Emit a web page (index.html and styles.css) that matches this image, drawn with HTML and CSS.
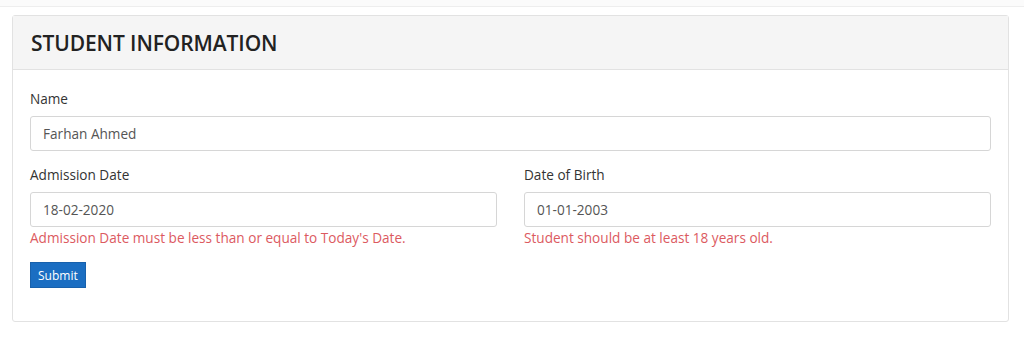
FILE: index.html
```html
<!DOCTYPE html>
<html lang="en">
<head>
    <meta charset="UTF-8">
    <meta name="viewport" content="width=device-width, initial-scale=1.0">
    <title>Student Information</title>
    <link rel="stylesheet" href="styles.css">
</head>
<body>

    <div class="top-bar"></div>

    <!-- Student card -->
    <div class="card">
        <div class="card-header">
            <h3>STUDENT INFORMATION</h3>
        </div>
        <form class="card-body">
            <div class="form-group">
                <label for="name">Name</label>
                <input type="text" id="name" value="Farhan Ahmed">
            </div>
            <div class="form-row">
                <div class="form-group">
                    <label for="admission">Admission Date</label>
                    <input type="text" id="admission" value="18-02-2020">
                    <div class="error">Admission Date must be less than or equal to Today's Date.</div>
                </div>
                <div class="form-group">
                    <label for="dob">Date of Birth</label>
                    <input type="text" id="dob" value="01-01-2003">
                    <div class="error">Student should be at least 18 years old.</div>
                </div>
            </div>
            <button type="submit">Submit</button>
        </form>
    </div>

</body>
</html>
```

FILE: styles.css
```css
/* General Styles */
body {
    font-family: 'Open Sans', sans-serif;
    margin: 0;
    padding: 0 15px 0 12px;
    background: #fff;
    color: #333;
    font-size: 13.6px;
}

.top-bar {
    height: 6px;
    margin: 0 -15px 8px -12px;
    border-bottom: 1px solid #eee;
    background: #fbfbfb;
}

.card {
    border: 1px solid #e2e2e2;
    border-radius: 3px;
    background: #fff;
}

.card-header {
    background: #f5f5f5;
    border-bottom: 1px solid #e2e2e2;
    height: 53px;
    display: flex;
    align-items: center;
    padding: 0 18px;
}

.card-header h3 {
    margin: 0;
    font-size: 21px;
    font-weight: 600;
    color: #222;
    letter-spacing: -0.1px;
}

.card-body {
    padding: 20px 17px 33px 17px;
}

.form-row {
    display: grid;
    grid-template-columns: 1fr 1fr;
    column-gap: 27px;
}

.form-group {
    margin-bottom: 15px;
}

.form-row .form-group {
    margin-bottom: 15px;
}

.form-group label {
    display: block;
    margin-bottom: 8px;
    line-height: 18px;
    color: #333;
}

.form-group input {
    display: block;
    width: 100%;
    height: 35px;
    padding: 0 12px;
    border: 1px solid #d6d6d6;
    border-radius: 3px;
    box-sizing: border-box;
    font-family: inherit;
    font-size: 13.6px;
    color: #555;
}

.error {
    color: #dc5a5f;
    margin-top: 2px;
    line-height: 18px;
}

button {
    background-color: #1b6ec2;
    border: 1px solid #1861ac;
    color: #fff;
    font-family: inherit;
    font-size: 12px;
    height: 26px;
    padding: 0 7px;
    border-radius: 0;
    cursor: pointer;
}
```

- - - - - - -

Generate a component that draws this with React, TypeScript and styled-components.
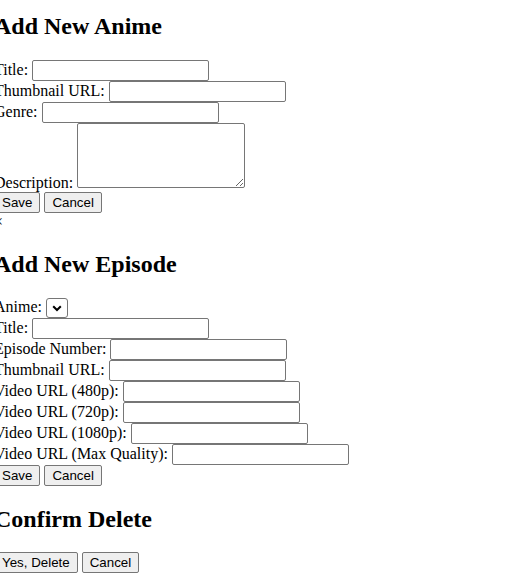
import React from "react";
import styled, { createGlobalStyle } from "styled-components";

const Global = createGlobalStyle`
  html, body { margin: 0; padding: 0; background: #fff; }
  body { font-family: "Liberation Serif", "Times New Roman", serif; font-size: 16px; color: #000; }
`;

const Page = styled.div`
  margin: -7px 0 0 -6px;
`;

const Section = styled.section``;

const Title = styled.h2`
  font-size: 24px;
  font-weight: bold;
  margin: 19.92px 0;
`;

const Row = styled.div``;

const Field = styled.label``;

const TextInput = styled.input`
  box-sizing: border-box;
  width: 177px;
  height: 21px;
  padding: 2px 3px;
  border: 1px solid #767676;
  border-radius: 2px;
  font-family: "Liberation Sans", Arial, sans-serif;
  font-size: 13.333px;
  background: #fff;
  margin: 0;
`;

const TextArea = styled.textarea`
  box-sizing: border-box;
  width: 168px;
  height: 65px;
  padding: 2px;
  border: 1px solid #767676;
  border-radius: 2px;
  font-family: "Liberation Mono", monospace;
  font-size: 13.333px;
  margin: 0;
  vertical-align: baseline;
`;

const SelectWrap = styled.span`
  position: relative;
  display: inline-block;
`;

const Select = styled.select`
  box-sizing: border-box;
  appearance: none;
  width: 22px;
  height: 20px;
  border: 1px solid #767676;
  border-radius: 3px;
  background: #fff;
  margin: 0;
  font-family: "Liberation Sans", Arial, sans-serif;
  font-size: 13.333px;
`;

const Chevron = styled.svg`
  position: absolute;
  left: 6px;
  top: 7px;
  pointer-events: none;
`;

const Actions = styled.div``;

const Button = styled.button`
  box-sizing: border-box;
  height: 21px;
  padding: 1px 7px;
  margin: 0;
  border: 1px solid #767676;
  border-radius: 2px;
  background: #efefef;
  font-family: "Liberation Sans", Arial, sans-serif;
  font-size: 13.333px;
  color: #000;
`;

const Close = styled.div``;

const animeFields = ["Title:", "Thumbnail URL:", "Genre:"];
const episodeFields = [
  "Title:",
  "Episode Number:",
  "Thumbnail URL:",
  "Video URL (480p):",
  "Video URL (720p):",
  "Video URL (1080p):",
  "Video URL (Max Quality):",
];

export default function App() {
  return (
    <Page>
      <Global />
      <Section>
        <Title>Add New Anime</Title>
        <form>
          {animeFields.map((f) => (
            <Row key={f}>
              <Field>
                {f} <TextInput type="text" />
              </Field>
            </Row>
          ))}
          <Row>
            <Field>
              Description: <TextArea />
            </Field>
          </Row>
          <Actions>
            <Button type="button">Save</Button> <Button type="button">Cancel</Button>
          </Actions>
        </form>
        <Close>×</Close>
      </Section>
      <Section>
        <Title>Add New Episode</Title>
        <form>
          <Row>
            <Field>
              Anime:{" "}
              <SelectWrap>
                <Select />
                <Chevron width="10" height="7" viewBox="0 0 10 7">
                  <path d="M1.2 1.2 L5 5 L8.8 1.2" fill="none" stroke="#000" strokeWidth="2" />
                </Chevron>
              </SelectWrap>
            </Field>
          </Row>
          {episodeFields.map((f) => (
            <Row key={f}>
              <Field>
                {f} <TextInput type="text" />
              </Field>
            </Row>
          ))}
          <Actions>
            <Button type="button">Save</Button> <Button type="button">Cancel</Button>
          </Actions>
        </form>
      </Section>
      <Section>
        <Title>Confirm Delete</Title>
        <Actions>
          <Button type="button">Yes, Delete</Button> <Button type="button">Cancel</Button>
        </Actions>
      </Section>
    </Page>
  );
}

- - - - - - -

PROBLEM. Copy every line that includes the string "components" from the material above.

TASK SOLUTION.
Generate a component that draws this with React, TypeScript and styled-components.
import styled, { createGlobalStyle } from "styled-components";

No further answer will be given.